> _Task instructions_
Return all lines below containing the word "React".

> _Items_
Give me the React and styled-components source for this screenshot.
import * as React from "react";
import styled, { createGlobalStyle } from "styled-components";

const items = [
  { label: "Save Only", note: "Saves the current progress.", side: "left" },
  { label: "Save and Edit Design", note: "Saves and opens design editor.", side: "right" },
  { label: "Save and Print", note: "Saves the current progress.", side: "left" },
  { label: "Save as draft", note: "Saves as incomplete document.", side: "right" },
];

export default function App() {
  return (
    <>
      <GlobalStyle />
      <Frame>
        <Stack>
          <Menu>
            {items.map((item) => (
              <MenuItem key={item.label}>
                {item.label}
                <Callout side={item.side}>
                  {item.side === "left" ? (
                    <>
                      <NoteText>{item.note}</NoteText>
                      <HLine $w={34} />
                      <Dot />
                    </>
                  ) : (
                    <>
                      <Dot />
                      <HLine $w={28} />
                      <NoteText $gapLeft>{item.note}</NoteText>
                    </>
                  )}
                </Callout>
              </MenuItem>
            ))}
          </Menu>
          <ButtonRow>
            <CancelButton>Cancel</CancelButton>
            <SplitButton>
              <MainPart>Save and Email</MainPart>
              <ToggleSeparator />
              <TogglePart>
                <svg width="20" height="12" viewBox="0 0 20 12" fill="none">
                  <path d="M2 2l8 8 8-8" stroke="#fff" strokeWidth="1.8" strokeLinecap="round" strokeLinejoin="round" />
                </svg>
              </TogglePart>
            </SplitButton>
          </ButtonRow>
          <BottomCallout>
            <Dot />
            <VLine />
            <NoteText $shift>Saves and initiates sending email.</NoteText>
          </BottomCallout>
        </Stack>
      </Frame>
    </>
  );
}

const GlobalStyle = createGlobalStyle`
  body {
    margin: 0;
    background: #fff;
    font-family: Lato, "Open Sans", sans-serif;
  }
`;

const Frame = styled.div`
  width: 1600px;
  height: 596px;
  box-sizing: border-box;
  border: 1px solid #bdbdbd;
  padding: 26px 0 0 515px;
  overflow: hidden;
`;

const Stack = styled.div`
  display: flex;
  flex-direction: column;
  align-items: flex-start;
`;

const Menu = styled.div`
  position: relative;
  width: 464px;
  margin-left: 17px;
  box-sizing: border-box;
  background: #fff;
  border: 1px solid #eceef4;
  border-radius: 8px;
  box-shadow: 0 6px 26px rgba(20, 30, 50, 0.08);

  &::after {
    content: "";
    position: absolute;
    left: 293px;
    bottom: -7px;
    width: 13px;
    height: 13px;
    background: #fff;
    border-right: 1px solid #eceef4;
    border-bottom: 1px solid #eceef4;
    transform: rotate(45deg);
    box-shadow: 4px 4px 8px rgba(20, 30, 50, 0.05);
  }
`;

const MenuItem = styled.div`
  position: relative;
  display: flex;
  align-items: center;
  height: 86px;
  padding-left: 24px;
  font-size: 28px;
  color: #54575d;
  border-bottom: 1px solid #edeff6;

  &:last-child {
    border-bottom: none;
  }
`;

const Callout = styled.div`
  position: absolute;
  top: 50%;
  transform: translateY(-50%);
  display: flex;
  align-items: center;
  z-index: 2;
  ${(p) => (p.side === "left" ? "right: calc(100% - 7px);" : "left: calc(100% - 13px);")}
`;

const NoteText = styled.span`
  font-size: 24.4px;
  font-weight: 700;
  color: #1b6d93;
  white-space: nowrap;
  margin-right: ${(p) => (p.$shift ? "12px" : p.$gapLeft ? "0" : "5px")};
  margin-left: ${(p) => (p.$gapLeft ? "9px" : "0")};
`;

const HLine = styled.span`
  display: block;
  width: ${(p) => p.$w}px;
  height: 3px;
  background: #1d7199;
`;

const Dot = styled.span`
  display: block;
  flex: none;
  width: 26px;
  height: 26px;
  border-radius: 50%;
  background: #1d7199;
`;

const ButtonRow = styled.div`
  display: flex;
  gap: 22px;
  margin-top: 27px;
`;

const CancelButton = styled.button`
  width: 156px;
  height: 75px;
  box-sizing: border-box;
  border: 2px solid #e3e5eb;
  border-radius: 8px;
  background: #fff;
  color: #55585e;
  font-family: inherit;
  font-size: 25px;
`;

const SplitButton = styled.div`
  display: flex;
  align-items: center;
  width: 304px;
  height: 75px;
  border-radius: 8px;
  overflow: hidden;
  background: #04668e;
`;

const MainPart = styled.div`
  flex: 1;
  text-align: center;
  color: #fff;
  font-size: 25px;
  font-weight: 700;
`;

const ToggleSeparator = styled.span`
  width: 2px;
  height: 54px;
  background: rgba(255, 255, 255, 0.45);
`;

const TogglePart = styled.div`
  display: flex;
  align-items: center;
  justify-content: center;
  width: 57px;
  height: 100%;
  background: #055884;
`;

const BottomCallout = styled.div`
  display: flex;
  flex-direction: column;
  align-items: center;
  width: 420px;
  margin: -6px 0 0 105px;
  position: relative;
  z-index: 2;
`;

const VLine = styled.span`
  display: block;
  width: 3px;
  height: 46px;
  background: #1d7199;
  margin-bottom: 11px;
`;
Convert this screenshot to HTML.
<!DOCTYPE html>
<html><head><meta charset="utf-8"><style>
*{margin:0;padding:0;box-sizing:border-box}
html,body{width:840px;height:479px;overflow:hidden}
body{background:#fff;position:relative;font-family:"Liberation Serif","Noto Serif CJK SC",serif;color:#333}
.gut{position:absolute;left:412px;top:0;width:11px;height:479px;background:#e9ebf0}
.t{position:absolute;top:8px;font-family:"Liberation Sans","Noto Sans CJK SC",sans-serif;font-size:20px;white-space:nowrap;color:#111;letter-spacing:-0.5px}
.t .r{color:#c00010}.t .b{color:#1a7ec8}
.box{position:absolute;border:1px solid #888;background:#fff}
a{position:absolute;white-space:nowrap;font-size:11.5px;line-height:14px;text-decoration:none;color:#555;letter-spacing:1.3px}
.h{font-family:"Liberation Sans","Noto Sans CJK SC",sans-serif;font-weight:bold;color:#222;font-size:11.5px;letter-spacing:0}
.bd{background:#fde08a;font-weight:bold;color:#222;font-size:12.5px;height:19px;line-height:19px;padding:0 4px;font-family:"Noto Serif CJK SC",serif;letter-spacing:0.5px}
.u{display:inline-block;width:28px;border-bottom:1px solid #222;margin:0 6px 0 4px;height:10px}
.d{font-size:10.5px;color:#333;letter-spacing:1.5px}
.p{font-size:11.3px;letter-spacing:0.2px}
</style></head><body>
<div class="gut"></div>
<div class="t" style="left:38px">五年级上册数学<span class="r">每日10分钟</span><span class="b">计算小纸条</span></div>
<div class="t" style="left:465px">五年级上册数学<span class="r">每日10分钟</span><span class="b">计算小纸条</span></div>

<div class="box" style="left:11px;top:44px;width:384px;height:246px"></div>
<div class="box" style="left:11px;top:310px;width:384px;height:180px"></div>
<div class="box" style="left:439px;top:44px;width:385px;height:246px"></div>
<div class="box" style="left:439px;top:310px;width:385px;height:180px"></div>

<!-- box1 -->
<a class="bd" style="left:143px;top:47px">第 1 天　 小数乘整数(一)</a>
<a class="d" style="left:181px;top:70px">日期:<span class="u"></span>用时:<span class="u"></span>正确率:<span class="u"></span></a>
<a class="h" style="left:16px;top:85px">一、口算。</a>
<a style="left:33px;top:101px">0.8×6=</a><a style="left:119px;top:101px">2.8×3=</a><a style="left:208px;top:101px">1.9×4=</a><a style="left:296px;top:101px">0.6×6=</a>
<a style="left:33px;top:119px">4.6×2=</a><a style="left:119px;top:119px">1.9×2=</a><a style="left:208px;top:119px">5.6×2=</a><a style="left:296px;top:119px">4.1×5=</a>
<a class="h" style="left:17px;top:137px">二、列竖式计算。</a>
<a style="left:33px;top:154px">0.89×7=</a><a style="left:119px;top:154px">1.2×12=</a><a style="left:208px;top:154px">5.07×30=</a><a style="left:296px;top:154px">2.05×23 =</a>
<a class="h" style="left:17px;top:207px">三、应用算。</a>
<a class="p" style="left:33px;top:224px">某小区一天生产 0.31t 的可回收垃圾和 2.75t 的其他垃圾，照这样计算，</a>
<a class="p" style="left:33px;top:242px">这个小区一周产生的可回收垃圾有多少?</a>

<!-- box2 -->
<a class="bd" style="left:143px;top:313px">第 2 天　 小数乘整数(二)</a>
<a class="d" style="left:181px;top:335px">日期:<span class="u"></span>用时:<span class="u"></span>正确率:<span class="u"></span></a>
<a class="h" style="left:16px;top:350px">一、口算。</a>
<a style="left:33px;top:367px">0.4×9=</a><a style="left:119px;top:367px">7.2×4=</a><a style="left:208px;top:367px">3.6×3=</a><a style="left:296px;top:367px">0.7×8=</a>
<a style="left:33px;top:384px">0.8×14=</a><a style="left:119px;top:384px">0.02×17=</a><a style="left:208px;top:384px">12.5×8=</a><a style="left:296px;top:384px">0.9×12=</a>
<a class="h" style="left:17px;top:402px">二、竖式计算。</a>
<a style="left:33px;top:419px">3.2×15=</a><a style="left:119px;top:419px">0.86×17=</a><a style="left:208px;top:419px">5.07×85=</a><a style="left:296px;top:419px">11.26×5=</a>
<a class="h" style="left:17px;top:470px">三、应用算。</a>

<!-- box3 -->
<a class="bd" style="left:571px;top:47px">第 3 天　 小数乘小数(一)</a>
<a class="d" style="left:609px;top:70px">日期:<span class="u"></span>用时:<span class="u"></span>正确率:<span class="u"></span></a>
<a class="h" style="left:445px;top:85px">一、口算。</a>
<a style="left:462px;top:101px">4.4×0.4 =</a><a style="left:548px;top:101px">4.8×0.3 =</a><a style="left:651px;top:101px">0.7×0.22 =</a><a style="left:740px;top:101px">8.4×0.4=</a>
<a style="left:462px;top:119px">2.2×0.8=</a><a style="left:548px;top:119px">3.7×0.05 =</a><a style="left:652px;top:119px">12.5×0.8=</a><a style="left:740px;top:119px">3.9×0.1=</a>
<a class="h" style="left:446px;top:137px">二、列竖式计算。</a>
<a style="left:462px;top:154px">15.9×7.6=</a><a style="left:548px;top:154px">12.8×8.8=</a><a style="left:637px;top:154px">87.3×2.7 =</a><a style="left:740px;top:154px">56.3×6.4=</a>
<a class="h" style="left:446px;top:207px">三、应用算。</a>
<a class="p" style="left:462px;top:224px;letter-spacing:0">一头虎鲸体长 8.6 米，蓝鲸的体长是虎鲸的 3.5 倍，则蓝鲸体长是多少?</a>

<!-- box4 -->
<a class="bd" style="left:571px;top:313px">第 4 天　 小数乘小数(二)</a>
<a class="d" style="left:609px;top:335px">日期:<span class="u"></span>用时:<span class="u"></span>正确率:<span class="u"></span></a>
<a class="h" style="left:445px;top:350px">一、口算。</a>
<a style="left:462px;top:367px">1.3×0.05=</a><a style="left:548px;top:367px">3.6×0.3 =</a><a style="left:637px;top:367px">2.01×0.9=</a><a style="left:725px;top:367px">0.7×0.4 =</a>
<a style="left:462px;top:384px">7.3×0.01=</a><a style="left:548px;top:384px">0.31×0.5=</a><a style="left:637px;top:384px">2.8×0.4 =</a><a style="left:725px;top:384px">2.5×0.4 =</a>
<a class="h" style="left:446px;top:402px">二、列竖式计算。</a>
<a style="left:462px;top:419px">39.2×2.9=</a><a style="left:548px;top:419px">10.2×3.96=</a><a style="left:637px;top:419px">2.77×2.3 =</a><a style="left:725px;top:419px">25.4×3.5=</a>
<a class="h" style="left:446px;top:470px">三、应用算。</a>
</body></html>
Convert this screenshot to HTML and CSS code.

> _Task solution_
Give me the React and styled-components source for this screenshot.
import * as React from "react";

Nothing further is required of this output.